Throwing it back to first semester of my freshman year of undergrad. I had partied all week long and came home for the weekend. After a summer post senior year of eating what I wanted, working out sporadically, and drinking more vodka than water I had noticed I had gotten a little curvier. I decided to step on the scale and it read back 156..I literally almost threw up. I was so unhappy and disappointed in myself and my body image went from average to pure disgust in less than 30 seconds. I knew I had to do something but didn’t know how to start. That following spring semester I got really into running.
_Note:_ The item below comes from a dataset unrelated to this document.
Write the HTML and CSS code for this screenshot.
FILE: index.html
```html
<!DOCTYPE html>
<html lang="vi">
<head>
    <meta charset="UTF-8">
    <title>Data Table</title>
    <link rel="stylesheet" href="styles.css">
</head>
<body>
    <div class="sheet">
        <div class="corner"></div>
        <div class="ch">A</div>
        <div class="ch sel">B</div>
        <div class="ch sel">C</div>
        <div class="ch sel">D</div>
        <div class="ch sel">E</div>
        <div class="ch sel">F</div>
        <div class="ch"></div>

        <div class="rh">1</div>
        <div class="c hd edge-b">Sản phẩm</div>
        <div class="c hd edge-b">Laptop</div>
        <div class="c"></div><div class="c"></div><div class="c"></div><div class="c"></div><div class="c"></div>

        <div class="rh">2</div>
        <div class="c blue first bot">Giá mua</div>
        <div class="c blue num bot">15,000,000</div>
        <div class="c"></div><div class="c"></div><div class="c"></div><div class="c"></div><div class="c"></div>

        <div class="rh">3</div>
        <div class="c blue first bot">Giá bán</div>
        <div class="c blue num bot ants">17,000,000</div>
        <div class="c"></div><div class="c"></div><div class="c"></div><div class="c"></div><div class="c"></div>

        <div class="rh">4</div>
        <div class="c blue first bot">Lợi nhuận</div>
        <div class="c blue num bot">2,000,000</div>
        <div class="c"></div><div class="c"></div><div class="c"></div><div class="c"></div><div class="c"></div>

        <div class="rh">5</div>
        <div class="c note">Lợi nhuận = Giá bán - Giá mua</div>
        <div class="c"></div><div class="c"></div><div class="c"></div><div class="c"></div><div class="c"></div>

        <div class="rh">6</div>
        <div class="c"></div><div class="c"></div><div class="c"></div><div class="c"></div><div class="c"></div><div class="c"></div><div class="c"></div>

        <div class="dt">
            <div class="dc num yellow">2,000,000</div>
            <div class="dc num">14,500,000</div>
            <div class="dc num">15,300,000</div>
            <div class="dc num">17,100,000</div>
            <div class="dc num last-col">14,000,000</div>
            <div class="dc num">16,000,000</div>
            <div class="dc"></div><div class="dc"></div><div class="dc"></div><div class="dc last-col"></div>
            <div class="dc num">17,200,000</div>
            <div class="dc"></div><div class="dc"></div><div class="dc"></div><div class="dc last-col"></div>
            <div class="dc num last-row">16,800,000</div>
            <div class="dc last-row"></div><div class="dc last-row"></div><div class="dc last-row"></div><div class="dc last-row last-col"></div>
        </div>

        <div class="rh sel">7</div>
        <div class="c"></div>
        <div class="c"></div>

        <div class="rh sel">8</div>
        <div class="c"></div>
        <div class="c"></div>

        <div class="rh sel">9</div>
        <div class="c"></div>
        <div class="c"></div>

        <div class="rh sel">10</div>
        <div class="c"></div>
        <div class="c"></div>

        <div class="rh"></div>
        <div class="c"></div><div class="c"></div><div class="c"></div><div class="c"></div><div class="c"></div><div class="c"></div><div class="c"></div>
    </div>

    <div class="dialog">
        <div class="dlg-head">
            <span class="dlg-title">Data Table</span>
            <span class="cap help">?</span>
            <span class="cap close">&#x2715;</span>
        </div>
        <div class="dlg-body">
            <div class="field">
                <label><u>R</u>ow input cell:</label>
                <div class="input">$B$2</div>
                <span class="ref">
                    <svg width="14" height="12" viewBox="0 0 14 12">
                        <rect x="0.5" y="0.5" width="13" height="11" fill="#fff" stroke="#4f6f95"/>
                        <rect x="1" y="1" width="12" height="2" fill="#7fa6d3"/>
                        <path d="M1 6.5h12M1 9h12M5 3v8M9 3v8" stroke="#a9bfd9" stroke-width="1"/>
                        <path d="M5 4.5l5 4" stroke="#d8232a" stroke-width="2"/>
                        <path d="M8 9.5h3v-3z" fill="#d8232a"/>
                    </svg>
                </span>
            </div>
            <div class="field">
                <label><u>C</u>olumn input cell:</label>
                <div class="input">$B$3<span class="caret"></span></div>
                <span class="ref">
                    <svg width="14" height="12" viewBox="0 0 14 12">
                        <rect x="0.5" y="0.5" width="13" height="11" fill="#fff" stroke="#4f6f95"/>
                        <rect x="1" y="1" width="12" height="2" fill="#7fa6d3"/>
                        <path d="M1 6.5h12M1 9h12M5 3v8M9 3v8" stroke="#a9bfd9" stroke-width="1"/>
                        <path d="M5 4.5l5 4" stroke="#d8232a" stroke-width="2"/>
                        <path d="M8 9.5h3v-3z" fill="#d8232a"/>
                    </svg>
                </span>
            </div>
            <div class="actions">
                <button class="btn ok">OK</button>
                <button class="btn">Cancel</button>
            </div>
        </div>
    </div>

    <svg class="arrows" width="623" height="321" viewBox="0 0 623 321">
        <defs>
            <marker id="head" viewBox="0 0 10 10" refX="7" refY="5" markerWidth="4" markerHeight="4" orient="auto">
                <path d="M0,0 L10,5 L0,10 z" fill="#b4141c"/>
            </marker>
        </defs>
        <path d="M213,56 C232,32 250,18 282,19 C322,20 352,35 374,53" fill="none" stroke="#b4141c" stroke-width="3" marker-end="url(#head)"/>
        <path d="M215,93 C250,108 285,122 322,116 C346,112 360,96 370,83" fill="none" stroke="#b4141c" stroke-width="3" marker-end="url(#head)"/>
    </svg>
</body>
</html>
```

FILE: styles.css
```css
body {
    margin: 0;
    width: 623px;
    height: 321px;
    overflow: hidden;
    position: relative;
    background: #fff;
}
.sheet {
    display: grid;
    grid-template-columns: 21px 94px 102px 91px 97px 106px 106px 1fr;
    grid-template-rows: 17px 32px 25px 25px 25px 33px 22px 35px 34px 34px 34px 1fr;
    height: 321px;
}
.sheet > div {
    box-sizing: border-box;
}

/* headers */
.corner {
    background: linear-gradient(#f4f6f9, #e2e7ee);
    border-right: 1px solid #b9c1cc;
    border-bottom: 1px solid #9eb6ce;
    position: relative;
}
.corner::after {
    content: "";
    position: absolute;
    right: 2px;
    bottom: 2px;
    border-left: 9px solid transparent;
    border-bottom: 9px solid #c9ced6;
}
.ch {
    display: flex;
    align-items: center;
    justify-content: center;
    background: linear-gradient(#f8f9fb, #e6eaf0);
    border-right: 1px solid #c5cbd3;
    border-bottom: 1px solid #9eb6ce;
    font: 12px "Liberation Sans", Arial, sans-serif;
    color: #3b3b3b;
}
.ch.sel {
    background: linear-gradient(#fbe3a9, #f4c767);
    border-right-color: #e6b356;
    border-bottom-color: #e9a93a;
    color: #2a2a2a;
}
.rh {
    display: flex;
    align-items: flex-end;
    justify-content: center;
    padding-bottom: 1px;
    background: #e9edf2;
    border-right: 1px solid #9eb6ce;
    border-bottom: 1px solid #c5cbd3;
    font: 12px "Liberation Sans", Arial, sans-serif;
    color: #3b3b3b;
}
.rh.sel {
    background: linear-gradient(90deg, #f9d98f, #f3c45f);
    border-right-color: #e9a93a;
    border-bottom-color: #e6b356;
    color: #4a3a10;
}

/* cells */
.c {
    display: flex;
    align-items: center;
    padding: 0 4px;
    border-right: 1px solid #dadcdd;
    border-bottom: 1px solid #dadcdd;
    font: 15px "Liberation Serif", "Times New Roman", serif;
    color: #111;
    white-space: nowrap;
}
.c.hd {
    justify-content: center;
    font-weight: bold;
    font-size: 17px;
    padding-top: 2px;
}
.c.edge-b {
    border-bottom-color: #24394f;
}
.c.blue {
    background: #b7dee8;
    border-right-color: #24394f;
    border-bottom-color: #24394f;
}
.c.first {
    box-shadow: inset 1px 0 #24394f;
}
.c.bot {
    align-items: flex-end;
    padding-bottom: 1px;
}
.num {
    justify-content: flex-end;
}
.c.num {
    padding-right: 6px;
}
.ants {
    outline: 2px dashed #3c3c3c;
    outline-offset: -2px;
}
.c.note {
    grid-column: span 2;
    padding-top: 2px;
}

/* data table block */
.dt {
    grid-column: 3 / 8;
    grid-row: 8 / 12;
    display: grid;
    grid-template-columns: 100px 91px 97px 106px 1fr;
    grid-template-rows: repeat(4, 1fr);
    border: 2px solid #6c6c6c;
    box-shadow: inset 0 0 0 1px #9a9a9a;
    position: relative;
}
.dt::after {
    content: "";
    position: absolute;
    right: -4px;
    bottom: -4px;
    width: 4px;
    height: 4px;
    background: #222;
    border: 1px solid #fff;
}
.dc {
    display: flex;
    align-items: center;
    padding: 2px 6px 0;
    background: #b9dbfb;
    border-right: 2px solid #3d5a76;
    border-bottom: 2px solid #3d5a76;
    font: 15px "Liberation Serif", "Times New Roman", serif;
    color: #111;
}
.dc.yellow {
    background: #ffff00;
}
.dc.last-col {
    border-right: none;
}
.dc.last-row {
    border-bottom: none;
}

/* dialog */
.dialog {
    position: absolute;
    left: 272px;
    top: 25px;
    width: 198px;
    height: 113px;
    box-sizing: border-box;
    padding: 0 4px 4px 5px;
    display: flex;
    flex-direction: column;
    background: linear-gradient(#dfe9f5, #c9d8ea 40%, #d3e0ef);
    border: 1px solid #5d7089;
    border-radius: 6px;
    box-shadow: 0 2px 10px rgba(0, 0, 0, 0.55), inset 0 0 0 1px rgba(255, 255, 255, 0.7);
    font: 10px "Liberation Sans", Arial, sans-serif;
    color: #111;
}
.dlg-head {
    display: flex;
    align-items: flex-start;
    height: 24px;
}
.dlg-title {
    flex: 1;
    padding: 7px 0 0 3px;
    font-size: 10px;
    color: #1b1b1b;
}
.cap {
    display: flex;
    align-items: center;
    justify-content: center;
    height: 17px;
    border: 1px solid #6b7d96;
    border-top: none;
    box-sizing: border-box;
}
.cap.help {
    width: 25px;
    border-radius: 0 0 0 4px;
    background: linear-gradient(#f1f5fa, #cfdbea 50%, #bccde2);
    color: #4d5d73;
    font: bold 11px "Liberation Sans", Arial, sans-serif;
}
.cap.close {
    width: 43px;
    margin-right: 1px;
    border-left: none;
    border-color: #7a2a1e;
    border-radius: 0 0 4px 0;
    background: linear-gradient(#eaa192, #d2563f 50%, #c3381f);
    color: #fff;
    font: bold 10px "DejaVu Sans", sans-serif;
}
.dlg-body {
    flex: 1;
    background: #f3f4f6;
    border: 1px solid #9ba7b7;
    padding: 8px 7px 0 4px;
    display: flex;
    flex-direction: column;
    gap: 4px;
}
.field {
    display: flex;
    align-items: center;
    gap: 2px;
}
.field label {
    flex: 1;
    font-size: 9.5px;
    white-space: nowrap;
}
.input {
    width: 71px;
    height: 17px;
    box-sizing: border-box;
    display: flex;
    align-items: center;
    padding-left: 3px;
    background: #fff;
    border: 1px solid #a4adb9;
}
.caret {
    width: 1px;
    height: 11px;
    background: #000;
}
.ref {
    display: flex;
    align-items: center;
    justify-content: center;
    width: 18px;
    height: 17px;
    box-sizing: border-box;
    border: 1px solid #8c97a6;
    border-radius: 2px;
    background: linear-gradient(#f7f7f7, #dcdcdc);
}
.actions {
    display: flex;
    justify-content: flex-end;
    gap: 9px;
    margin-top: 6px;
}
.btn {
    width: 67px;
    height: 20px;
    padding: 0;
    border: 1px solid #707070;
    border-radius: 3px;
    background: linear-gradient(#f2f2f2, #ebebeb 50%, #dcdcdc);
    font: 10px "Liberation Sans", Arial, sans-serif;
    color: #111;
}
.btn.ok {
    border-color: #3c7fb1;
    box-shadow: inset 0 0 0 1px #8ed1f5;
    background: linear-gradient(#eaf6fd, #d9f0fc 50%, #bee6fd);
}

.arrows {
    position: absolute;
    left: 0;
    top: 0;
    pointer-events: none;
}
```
What started as losing 10 pounds turned to 20, and then 30+. Every time I reached my goal it wasn’t good enough. Another 100 calories would be cut until I was around 800-1000 calories a day and was running at least 7-10 miles (or doing other cardio to compensate-which rationally to me at the time was around 120 minutes). My boobs had shrunk from a DD to a small C and my butt went MIA and my weight STILL wasn’t low enough. The scale finally ready 112 but wouldn’t 108 be even better? My mentality became completely distorted and seemed to worsen by the week that entire summer.
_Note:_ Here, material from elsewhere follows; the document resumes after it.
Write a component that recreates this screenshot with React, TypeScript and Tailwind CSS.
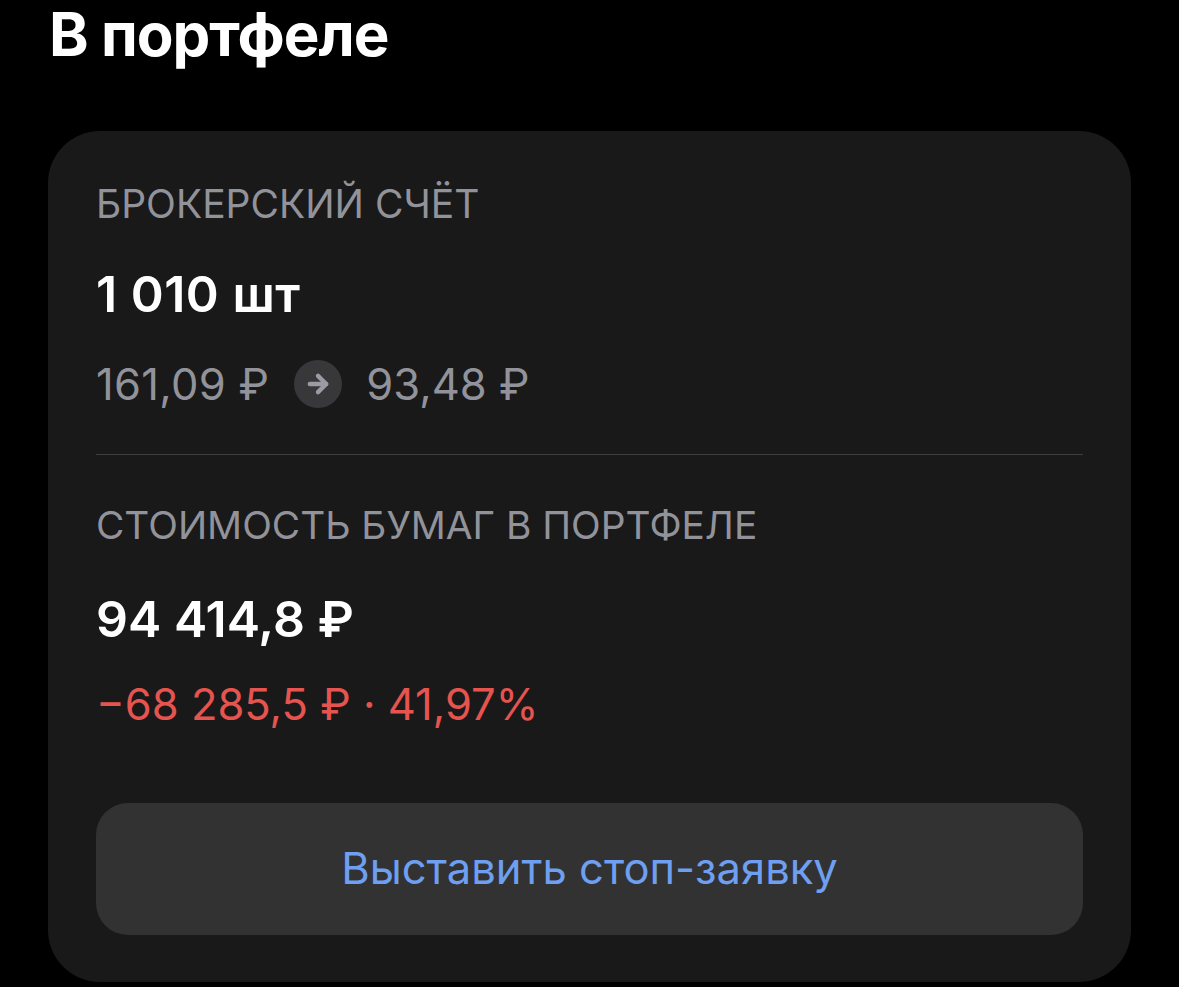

Needless to say I wound up in an eating disorder outpatient clinic by the end of the summer. I still didn’t feel skinny enough to be there even though my vitals were terrible and my metabolic testing showed I was completely malnourished. I looked around at bone thin girls and felt undeserving and inadequate to be there. Now I see that I needed to be there more than anything. The nutritionist gave me a meal plan of 2,100 calories and an exercise restriction of 30 minutes a day. I left the clinic that day and ran 10 miles. How could I undo all my hard work? I went to all that to get here, how could I just throw it away and gain weight?
Now I see that weighing less doesn’t necessarily make you more attractive,healthier, happier, or more fit. In fact for me it meant the opposite of all of those things. That following summer I made slight progress but still was really restricting and running around 55-60 miles a week on a training plan. I weighed myself and saw 125. I freaked out. That day I decided I didn’t want to weigh myself again. And I haven’t since. I go to the doctors and get weighed backwards. I no longer rely on a number to tell me how fit I am because the number means nothing. Have I gained weight? Definitely! I have really bad body image days where I feel fat and disgusting, but I had just as many when I weighed 112 pounds. I cut the endless cardio, started doing more circuits and weight based exercises and have re-discovered my butt and some of my boobs! Friends and family have told me I look healthier and my skin looks better, but they can never put their finger on what exactly has changed. I know its the food and nourishment and although the “healthy” comments can be triggering I am starting to realize that looking “sick” is NOT anything to strive for. I highly suggest if you can, get rid of the scale as well! It has been one of the best decisions in my fitness journey and recovery.